Robert P. Bergman (May 17, 1945 – May 6, 1999) was an art museum director and former professor. After studying at Princeton University, he initially pursued an academic career from 1971 to 1981, and held various professorships at Lincoln University, Princeton University, and then Harvard University. He served as the director of the Walters Art Gallery from 1981 to 1993, and then as the director of the Cleveland Museum of Art until 1999.

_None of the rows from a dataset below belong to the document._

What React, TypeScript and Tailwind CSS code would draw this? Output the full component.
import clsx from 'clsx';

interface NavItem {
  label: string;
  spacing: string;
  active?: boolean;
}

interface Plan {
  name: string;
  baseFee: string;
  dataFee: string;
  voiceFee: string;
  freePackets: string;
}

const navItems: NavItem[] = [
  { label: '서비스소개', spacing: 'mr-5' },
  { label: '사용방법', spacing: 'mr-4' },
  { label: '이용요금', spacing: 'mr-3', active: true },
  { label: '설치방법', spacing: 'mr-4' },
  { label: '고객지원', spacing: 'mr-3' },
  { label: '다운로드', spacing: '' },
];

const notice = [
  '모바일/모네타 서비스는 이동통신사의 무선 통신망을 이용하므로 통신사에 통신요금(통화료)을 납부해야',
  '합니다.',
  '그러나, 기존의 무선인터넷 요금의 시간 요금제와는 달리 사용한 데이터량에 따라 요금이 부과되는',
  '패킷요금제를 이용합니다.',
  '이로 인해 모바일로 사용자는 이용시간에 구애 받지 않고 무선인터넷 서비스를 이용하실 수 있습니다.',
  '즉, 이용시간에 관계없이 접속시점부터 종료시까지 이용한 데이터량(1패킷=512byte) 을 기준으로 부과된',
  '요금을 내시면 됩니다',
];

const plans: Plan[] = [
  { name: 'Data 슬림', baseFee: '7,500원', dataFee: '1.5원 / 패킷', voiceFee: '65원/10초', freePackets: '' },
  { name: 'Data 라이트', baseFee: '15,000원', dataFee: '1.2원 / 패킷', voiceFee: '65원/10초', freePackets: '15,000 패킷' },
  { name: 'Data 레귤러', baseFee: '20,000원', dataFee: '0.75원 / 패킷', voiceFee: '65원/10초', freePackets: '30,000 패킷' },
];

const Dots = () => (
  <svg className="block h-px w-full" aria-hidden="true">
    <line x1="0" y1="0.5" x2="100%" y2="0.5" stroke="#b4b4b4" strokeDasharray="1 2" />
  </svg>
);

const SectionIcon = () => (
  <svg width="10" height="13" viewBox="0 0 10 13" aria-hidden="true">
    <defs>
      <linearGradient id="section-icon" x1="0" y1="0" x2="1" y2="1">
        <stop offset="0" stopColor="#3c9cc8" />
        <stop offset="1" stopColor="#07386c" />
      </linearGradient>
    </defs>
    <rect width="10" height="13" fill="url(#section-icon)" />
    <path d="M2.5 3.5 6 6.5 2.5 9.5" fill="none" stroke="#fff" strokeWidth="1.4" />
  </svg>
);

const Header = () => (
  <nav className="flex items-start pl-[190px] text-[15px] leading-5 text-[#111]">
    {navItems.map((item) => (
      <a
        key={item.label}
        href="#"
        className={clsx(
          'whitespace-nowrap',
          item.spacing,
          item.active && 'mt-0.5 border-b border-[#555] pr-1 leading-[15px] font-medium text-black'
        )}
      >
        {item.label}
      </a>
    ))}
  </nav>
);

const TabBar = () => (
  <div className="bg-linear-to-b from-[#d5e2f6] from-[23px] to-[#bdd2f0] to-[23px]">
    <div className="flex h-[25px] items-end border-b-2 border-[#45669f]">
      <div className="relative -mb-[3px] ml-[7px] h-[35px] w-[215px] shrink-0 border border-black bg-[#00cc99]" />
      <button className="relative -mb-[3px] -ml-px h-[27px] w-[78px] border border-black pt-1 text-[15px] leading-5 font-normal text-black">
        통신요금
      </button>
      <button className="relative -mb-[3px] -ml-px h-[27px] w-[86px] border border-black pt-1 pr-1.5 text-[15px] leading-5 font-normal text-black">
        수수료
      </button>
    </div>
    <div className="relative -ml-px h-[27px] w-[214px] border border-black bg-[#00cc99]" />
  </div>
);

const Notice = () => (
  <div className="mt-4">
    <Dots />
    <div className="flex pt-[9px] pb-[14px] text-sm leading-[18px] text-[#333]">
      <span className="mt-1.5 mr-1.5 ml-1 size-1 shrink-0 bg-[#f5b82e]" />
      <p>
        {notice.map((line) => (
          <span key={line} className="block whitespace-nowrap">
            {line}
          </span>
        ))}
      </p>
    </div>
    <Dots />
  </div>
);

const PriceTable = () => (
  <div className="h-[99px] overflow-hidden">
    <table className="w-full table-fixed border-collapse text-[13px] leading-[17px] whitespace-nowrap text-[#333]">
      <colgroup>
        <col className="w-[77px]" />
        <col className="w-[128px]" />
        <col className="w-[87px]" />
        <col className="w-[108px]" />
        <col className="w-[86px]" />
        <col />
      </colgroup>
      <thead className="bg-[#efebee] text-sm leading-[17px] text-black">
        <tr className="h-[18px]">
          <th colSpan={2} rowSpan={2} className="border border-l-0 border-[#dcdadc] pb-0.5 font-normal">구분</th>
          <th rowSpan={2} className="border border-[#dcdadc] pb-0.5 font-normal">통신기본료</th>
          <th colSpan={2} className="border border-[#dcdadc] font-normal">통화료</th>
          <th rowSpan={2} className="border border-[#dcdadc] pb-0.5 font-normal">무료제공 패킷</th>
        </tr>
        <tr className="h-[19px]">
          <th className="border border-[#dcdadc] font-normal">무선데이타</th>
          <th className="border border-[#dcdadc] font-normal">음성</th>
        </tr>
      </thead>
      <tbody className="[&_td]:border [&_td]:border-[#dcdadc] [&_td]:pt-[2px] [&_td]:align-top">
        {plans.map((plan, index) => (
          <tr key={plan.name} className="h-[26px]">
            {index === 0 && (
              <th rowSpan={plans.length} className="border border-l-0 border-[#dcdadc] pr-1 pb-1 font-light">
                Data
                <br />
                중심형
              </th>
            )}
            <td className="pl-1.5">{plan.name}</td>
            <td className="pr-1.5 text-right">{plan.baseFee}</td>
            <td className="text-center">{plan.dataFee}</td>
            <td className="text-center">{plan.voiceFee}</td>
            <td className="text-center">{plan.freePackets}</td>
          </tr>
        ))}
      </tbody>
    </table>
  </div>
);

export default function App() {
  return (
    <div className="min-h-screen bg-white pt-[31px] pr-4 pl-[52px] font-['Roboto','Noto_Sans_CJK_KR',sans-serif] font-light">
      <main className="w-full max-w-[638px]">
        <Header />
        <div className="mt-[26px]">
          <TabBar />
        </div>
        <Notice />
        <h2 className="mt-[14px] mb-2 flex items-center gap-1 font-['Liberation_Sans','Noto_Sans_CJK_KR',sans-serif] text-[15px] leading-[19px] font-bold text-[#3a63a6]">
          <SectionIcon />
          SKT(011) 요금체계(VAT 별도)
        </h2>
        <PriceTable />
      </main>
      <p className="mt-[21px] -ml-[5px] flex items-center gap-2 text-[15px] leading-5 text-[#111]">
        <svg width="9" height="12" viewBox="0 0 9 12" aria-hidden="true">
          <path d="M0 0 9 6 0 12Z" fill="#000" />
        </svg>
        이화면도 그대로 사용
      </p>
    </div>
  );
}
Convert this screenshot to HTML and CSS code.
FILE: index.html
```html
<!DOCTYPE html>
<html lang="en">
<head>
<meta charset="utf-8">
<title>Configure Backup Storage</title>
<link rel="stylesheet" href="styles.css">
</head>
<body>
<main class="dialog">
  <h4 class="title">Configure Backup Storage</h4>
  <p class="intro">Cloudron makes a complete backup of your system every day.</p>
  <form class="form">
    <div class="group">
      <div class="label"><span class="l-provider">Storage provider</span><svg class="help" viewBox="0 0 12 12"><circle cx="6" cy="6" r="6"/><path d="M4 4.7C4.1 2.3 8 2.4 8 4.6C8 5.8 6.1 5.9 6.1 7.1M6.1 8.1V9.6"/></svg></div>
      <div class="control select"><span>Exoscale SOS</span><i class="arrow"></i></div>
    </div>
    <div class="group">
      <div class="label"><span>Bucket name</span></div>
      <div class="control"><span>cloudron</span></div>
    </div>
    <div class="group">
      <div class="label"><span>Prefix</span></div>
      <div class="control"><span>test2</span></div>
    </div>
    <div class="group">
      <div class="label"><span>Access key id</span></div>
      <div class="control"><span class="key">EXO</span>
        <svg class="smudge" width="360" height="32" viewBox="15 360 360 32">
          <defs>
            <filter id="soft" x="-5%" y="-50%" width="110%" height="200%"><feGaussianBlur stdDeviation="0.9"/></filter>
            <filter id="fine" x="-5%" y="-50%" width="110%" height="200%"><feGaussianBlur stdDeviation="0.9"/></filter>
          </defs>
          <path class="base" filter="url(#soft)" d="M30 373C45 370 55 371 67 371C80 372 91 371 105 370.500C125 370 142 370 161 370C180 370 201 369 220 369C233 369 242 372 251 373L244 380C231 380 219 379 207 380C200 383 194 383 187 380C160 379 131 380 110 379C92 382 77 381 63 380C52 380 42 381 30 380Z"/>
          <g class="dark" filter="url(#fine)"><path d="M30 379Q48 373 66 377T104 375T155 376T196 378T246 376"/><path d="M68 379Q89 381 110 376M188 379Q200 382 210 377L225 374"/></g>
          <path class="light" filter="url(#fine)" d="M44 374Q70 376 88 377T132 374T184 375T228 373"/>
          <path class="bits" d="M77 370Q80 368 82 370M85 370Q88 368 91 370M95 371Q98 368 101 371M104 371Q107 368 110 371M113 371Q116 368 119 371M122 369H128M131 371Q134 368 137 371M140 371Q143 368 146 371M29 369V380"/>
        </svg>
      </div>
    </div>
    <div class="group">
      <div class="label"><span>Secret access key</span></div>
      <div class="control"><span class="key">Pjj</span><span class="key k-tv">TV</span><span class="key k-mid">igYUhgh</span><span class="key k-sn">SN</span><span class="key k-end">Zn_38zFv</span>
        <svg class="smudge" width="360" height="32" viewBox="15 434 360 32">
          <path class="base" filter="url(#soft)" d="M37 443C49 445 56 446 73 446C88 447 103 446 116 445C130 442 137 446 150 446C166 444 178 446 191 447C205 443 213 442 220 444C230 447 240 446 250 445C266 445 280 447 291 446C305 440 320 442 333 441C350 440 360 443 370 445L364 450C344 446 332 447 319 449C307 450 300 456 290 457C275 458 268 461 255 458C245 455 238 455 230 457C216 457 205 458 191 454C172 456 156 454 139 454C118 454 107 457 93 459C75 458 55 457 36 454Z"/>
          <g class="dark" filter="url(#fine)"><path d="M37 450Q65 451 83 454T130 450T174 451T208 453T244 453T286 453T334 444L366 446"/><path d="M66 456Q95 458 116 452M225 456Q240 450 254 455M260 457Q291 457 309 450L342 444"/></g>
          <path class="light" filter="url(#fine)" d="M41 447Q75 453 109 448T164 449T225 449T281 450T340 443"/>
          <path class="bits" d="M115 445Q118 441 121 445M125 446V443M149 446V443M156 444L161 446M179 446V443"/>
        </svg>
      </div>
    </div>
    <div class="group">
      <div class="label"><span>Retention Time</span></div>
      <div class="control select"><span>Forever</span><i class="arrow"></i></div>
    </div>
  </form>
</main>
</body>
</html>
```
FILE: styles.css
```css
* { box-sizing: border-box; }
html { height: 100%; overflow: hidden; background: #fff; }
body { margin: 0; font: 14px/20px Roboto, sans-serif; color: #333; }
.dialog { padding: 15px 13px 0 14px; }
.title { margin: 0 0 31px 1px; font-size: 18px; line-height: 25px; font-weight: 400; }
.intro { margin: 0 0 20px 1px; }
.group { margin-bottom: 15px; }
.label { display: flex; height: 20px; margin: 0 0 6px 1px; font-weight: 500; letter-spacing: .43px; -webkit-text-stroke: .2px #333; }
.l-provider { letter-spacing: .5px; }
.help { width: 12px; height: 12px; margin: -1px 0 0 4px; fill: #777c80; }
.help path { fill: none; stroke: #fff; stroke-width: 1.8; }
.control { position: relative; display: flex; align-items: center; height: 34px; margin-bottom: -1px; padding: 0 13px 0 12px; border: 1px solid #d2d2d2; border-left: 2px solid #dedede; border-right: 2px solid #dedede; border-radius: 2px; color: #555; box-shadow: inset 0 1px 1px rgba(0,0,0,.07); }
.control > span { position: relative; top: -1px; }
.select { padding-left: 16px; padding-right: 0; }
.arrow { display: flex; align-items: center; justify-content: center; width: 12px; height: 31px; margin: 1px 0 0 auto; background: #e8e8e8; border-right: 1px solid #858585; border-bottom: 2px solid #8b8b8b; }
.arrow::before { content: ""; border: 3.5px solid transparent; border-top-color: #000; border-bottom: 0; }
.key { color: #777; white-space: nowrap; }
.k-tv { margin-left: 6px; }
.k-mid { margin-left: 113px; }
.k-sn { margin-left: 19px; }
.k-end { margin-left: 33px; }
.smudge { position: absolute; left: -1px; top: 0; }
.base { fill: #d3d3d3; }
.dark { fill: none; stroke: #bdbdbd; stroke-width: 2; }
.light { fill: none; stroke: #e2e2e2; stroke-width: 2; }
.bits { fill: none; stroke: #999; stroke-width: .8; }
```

==Early life and education==
Robert P. Bergman was born on May 17, 1945, in Bayonne, New Jersey, to Abe and Ethel Bergman. After receiving his bachelor's degree from Rutgers University, he studied medieval Italian art at Princeton University where he received a MFA and PhD. Through further studies of his specialties of medieval art and architecture, he became a Fulbright Scholar, a Guggenheim Fellow, and won a Rome Prize fellowship from the American Academy in Rome.

==Career==
===Academia===
Bergman initially pursued an academic career in the arts from 1971 to 1981. He started his career at Lincoln University, in 1969, where he held the title of Visiting Instructor. From 1972 to 1976, he held the position of Assistant Professor of Art and Archaeology at Princeton University, and from 1976 to 1981 was Associate Professor of Fine Arts at Harvard University.

An enthusiast of museums, he ended his 16-year career in academia to eventually work at the Walters Art Gallery.

===Museum directorship===
Starting in 1981, he served as director of the Walters Art Gallery, and oversaw the renovation and 1988 reopening of the gallery's original building constructed in 1904, and the opening of an Asian art gallery in 1991. He directed the Walters Art Gallery until 1993, when he was chosen by the Cleveland Museum of Art (CMA) as its fifth and next director, where he would direct from 1993 until his death in 1999. Under his directorship, annual attendance to the CMA increased from 400,000 to the mid-600,000s. In addition to managing several major shows and thirty gallery renovations or reinstallations, he oversaw the acquisition of art encompassing all subject areas, including works by Annibale Carracci, Andy Warhol, and sixteenth-century Milanese armorer Pompeo della Cesa, as well as Constantinian jewelry and a 13th-century Pisan cross.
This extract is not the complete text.